A similar argument shows that $f \restriction F$ satisfies $(b)$ and $(c)$, so $f \restriction F \in M$.

Suppose instead that for every finite subset $F$ of $\operatorname{Dom} \left({f}\right)$, $f \restriction F \in M$.

Let $x, y \in S$.

Suppose that $\left({x, y}\right), \left({y, x}\right) \in \operatorname{Dom} \left({f}\right)$.

Then $K = \left\{ {\left({x, y}\right), \left({y, x}\right)}\right\}$ is a finite subset of $\operatorname{Dom} \left({f}\right)$.

Thus $f \restriction K \in M$.

So:

$f \restriction K \left({x, y}\right) = 1 \iff f \restriction K \left({y, x}\right) = 0$

Since $f \restriction K \left({x, y}\right) = f \left({x, y}\right)$ and $f \restriction K \left({y, x}\right) = f \left({y, x}\right)$:

$f \left({x, y}\right) = 1 \iff f \left({y, x}\right) = 0$

Thus $f$ satisfies $(b)$ for all pairs.

A similar argument shows that $f$ satisfies $(a)$ for all pairs.

Thus $f \in M$.

$\Box$

Since $M$ satisfies $(1)$, $(2)$, and $(3)$, by the Cowen-Engeler Lemma there is a $\phi \in M$ whose domain is $S \times S$.

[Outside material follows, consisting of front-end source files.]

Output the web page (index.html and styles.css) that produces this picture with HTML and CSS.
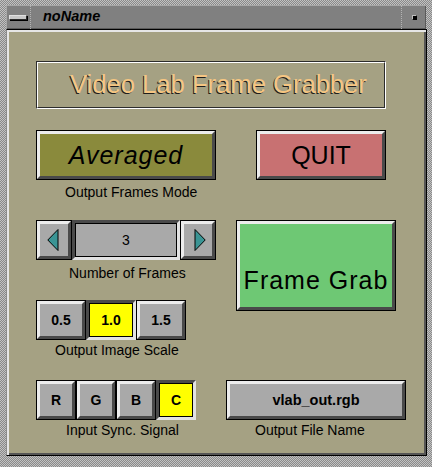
FILE: index.html
```html
<!DOCTYPE html>
<html>
<head>
<meta charset="utf-8">
<link rel="stylesheet" href="styles.css">
</head>
<body>
<div class="window">
  <div class="titlebar">
    <div class="tb-btn"><span class="menu-bar"></span></div>
    <div class="tb-title">noName</div>
    <div class="tb-btn"><span class="max-dot"></span></div>
  </div>
  <div class="content">
    <div class="panel">
      <div class="banner"><div class="banner-in">Video Lab Frame Grabber</div></div>

      <div class="group g-mode">
        <div class="btn btn-mode"><div class="face">Averaged</div></div>
        <div class="label l-mode">Output Frames Mode</div>
      </div>

      <div class="btn btn-quit"><div class="face">QUIT</div></div>

      <div class="group g-frames">
        <div class="spinner">
          <div class="btn arrow"><div class="face">
            <svg width="12" height="22" viewBox="0 0 12 22"><polygon points="11,0.5 0.8,11 11,21.5" fill="#3a9494" stroke="#000" stroke-width="1"/></svg>
          </div></div>
          <div class="field"><div class="field-in">3</div></div>
          <div class="btn arrow"><div class="face">
            <svg width="12" height="22" viewBox="0 0 12 22"><polygon points="1,0.5 11.2,11 1,21.5" fill="#3a9494" stroke="#000" stroke-width="1"/></svg>
          </div></div>
        </div>
        <div class="label l-frames">Number of Frames</div>
      </div>

      <div class="btn btn-grab"><div class="face">Frame Grab</div></div>

      <div class="group g-scale">
        <div class="row">
          <div class="btn small w50"><div class="face">0.5</div></div>
          <div class="btn small w50 sel"><div class="face">1.0</div></div>
          <div class="btn small w50"><div class="face">1.5</div></div>
        </div>
        <div class="label l-scale">Output Image Scale</div>
      </div>

      <div class="group g-sync">
        <div class="row">
          <div class="btn small w40"><div class="face">R</div></div>
          <div class="btn small w40"><div class="face">G</div></div>
          <div class="btn small w40"><div class="face">B</div></div>
          <div class="btn small w40 sel"><div class="face">C</div></div>
        </div>
        <div class="label l-sync">Input Sync. Signal</div>
      </div>

      <div class="group g-file">
        <div class="btn btn-file"><div class="face">vlab_out.rgb</div></div>
        <div class="label l-file">Output File Name</div>
      </div>
    </div>
  </div>
</div>
</body>
</html>
```

FILE: styles.css
```css
html, body {
  margin: 0;
  padding: 0;
  background: #a8a8a8;
}

.window {
  width: 432px;
  height: 467px;
  box-sizing: border-box;
  padding: 5px 5px 0 6px;
  background: repeating-conic-gradient(#8a8a8a 0 25%, #c2c2c2 0 50%) 0 0 / 2px 2px;
  font-family: "Liberation Sans", Arial, sans-serif;
  overflow: hidden;
}

/* title bar */
.titlebar {
  display: flex;
  width: 420px;
  height: 24px;
  background: #808080;
  box-shadow: inset 1px 1px 0 #a8a8a8, inset -1px -1px 0 #5a5a5a;
}

.tb-btn {
  width: 24px;
  flex: none;
  display: flex;
  align-items: center;
  justify-content: center;
}

.menu-bar {
  display: block;
  width: 16px;
  height: 3px;
  background: #c8c8c8;
  border: 1px solid #2a2a2a;
  border-top-color: #e0e0e0;
  border-left-color: #e0e0e0;
  box-shadow: 1px 1px 0 #000;
  margin-top: 1px;
}

.max-dot {
  display: block;
  width: 3px;
  height: 3px;
  background: #000;
  border: 1px solid #000;
  border-top-color: #bdbdbd;
  border-left-color: #bdbdbd;
  margin-top: 1px;
}

.tb-title {
  flex: 1;
  display: flex;
  align-items: center;
  padding: 0 0 2px 12px;
  font-size: 14.5px;
  font-weight: bold;
  font-style: italic;
  color: #000;
  border-left: 1px dotted #b4b4b4;
  border-right: 1px dotted #b4b4b4;
}

/* content area */
.content {
  box-sizing: border-box;
  width: 421px;
  height: 427px;
  background: #a5a183;
  border: 1px solid #000;
  border-left-color: #8c8c8c;
  box-shadow: inset 2px 2px 0 #e6e6e6, inset -2px -2px 0 #555;
  padding: 31px 0 0 29px;
}

.panel {
  display: grid;
  grid-template-columns: 190px 180px;
  grid-template-rows: 49px 70px 60px 60px auto;
  row-gap: 20px;
  align-items: start;
}

/* banner */
.banner {
  grid-column: 1 / 3;
  grid-row: 1;
  width: 350px;
  height: 48px;
  box-sizing: border-box;
  border: 1px solid;
  border-color: #2c2c2c #ffffff #ffffff #2c2c2c;
}

.banner-in {
  box-sizing: border-box;
  height: 100%;
  border: 1px solid;
  border-color: #ffffff #2c2c2c #2c2c2c #ffffff;
  display: flex;
  align-items: center;
  padding: 0 0 1px 32px;
  font-size: 25.6px;
  color: #f6c682;
  text-shadow: -1px 1px 0 #1e1e1e;
}

/* generic buttons */
.btn {
  box-sizing: border-box;
  border: 1px solid #000;
}

.btn .face {
  box-sizing: border-box;
  height: 100%;
  border: 3px solid;
  border-color: #ececec #4a4a4a #4a4a4a #ececec;
  display: flex;
  align-items: center;
  justify-content: center;
  background: #a9a9a9;
  color: #000;
}

.btn.sel {
  border: 3px solid;
  border-color: #4a4a4a #e2e2e2 #e2e2e2 #4a4a4a;
}

.btn.sel .face {
  border: 1px solid #000;
  background: #ffff00;
}

.group {
  display: flex;
  flex-direction: column;
  align-items: flex-start;
}

.label {
  font-size: 14px;
  line-height: 16px;
  color: #000;
  white-space: nowrap;
}

.g-mode { grid-column: 1; grid-row: 2; }
.btn-mode { width: 180px; height: 50px; }
.btn-mode .face {
  background: #8a8a3c;
  font-size: 25px;
  font-style: italic;
  letter-spacing: 1px;
}
.l-mode { margin: 4px 0 0 29px; }

.btn-quit {
  grid-column: 2;
  grid-row: 2;
  margin-left: 30px;
  width: 130px;
  height: 50px;
}
.btn-quit .face {
  background: #c87172;
  font-size: 25px;
}

/* spinner */
.g-frames { grid-column: 1; grid-row: 3; }
.spinner {
  display: flex;
  height: 40px;
}
.arrow { width: 36px; height: 40px; }
.arrow .face svg { display: block; }
.arrow:first-child .face svg { margin-left: -3px; }
.arrow:last-child .face svg { margin-left: 3px; }

.field {
  box-sizing: border-box;
  width: 108px;
  height: 40px;
  border: 3px solid;
  border-color: #4a4a4a #e2e2e2 #e2e2e2 #4a4a4a;
}
.field-in {
  box-sizing: border-box;
  height: 100%;
  border: 1px solid #000;
  background: #a9a9a9;
  display: flex;
  align-items: center;
  justify-content: center;
  font-size: 14px;
}
.l-frames { margin: 5px 0 0 33px; }

/* frame grab */
.btn-grab {
  grid-column: 2;
  grid-row: 3 / 5;
  margin-left: 10px;
  width: 160px;
  height: 91px;
}
.btn-grab .face {
  background: #6ec874;
  font-size: 25px;
  letter-spacing: 1px;
  padding-top: 30px;
}

/* small button rows */
.row { display: flex; height: 40px; }
.small { height: 40px; }
.small .face { font-size: 14px; font-weight: bold; }
.w50 { width: 50px; }
.w40 { width: 40px; }

.g-scale { grid-column: 1; grid-row: 4; }
.l-scale { margin: 2px 0 0 19px; }

.g-sync { grid-column: 1; grid-row: 5; }
.l-sync { margin: 2px 0 0 30px; }

.g-file { grid-column: 2; grid-row: 5; }
.btn-file { width: 180px; height: 40px; }
.btn-file .face { font-size: 14.5px; font-weight: bold; }
.l-file { margin: 2px 0 0 29px; }
```
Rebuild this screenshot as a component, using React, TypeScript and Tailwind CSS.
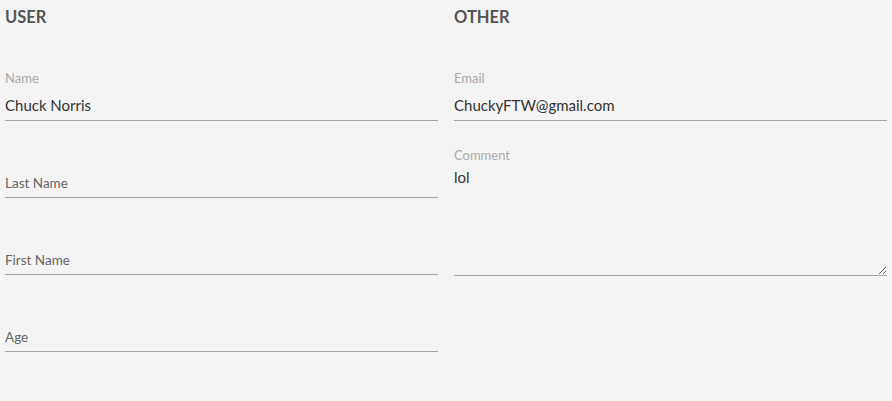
import React from "react";

interface IField {
  label: string;
  value?: string;
}

function Field({ label, value }: IField) {
  if (value) {
    return (
      <div className="h-[77px] flex flex-col justify-end">
        <label className="text-[13px] leading-[16px] text-[#aaa]">{label}</label>
        <input
          className="mt-[4px] h-[31px] w-full bg-transparent border-b border-[#a6a6a6] text-[15px] text-[#333] outline-none"
          defaultValue={value}
        />
      </div>
    );
  }
  return (
    <div className="h-[77px] flex flex-col justify-end">
      <input
        className="h-[31px] pt-[2px] w-full bg-transparent border-b border-[#a6a6a6] text-[13.5px] text-[#333] outline-none placeholder:text-[#666]"
        placeholder={label}
      />
    </div>
  );
}

function App() {
  return (
    <div className="h-[401px] bg-[#f4f4f4] px-[5px] font-['Lato',sans-serif]">
      <div className="grid grid-cols-2 gap-4">
        <div>
          <h2 className="h-[44px] pt-[7px] text-[16.5px] leading-[20px] font-bold text-[#555]">USER</h2>
          <Field label="Name" value="Chuck Norris" />
          <Field label="Last Name" />
          <Field label="First Name" />
          <Field label="Age" />
        </div>
        <div>
          <h2 className="h-[44px] pt-[7px] text-[16.5px] leading-[20px] font-bold text-[#555]">OTHER</h2>
          <Field label="Email" value="ChuckyFTW@gmail.com" />
          <div className="flex flex-col pt-[26px]">
            <label className="text-[13px] leading-[16px] text-[#aaa]">Comment</label>
            <textarea
              className="mt-[3px] h-[110px] w-full bg-transparent border-b border-[#a6a6a6] text-[15px] leading-[22px] text-[#333] outline-none"
              defaultValue="lol"
            />
          </div>
        </div>
      </div>
    </div>
  );
}

export default App;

### $\phi$ is Characteristic Function which is Compatible with $\prec$

Since $\operatorname{Dom} \left({\phi}\right) = S \times S$ and $\phi \in M$, for all $x, y, z \in S$:

$(a): \quad \phi \left({x, y}\right) = 1 \land \phi \left({y, z}\right) = 1 \implies \phi \left({x, z}\right) = 1$
$(b): \quad \phi \left({x, y}\right) = 1 \iff \phi \left({y, x}\right) = 0$
$(c): \quad x \prec y \implies \phi \left({x, y}\right) = 1$

By an argument similar to that given for premise $(2)$, above, $\phi$ is the characteristic function of a strict total ordering on $S$ compatible with $\prec$.

$\blacksquare$

## Boolean Prime Ideal Theorem

This theorem depends on the Boolean Prime Ideal Theorem (BPI), by way of Cowen-Engeler Lemma.

Although not as strong as the Axiom of Choice, the BPI is similarly independent of the Zermelo-Fraenkel axioms.

As such, mathematicians are generally convinced of its truth and believe that it should be generally accepted.